● **What you will do**: Find the lines containing the word "table" and copy every one of them.

● **Provided entries**:
# # # # # # #
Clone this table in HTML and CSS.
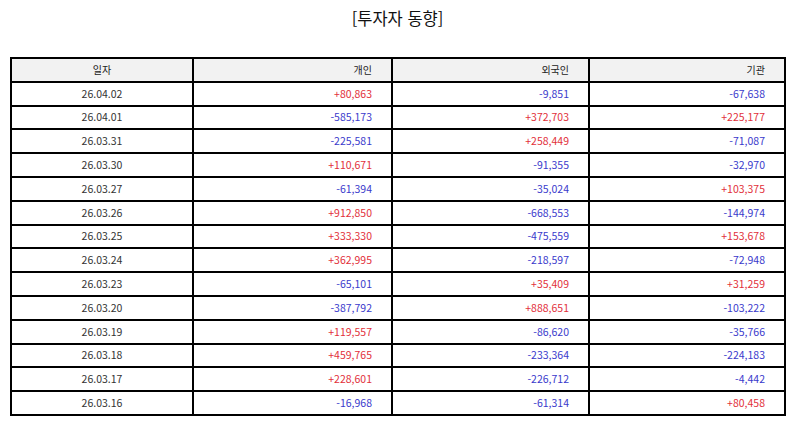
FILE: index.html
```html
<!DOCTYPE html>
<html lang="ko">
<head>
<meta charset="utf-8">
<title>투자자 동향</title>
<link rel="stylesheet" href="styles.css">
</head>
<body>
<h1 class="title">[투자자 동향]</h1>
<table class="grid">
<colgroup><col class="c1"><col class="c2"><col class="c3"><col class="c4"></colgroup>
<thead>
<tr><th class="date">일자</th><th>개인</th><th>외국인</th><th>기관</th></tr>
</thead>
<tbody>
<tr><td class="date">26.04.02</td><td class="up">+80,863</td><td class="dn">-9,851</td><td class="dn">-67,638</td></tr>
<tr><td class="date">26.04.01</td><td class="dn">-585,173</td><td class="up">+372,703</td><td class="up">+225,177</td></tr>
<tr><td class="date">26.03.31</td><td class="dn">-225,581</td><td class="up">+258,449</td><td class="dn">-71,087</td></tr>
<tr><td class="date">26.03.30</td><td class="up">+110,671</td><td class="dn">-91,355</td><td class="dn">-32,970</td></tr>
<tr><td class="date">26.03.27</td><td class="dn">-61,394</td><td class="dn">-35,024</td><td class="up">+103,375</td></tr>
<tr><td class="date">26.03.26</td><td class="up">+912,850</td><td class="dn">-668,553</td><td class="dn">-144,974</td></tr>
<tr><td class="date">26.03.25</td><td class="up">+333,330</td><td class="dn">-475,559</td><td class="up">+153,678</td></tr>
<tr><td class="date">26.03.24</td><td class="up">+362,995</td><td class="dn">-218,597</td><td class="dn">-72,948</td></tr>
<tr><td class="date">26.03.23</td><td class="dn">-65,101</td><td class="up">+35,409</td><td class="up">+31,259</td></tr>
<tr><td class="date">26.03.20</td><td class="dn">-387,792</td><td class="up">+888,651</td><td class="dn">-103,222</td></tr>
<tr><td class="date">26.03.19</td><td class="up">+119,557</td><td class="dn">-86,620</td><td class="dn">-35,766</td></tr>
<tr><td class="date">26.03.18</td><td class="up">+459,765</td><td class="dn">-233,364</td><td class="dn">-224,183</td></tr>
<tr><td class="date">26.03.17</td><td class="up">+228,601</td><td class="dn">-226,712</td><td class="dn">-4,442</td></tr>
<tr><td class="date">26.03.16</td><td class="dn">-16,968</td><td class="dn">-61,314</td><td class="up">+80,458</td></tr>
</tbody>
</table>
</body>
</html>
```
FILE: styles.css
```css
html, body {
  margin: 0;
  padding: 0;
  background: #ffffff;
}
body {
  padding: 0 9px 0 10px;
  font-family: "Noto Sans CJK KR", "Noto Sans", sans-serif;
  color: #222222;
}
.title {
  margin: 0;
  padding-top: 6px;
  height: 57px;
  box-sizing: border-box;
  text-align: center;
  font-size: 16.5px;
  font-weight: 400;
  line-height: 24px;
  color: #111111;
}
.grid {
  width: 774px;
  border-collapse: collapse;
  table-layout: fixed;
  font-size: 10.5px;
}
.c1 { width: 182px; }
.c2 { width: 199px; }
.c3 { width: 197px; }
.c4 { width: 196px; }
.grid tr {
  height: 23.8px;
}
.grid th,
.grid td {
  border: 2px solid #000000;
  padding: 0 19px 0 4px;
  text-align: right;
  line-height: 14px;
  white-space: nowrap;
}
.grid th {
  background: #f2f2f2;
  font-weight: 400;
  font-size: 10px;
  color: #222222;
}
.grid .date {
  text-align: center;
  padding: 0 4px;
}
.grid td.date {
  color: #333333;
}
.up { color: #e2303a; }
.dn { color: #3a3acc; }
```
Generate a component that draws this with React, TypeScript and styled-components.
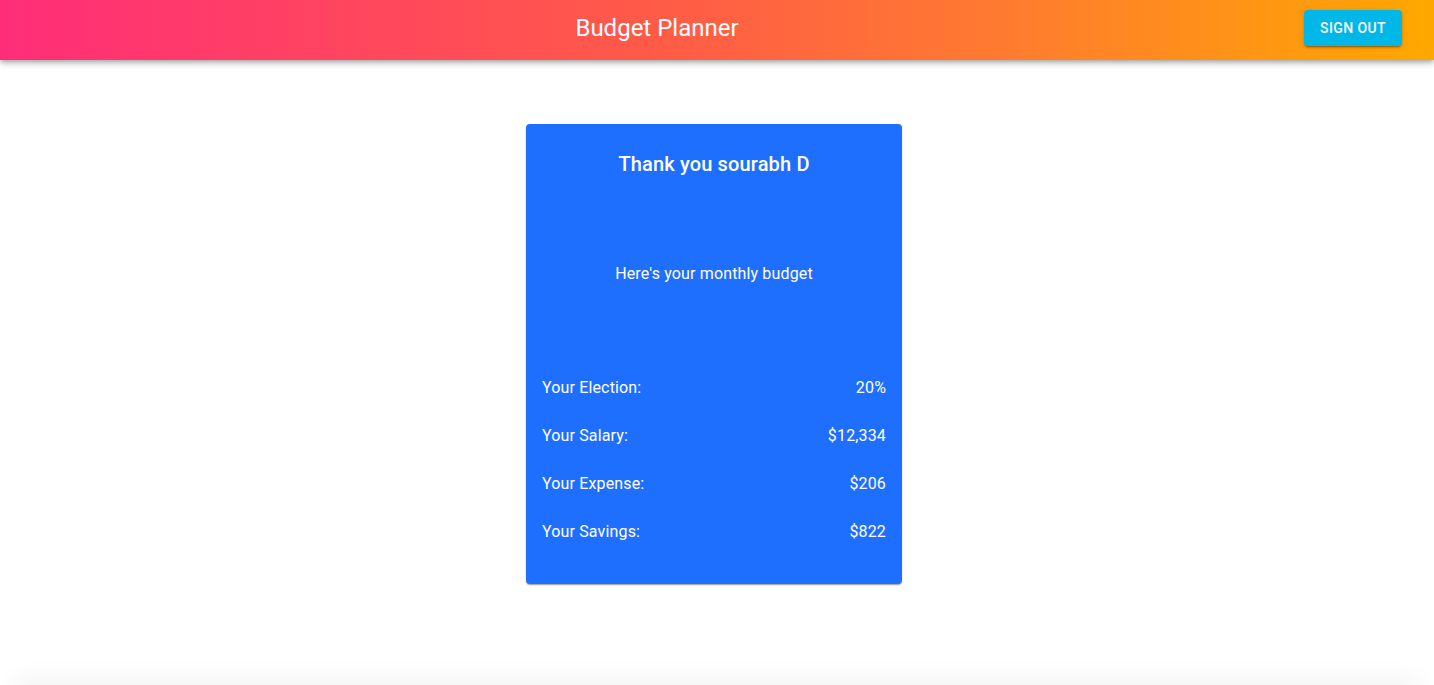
# # # # # # #
● **The result**:
Clone this table in HTML and CSS.
<table class="grid">
</table>
  table-layout: fixed;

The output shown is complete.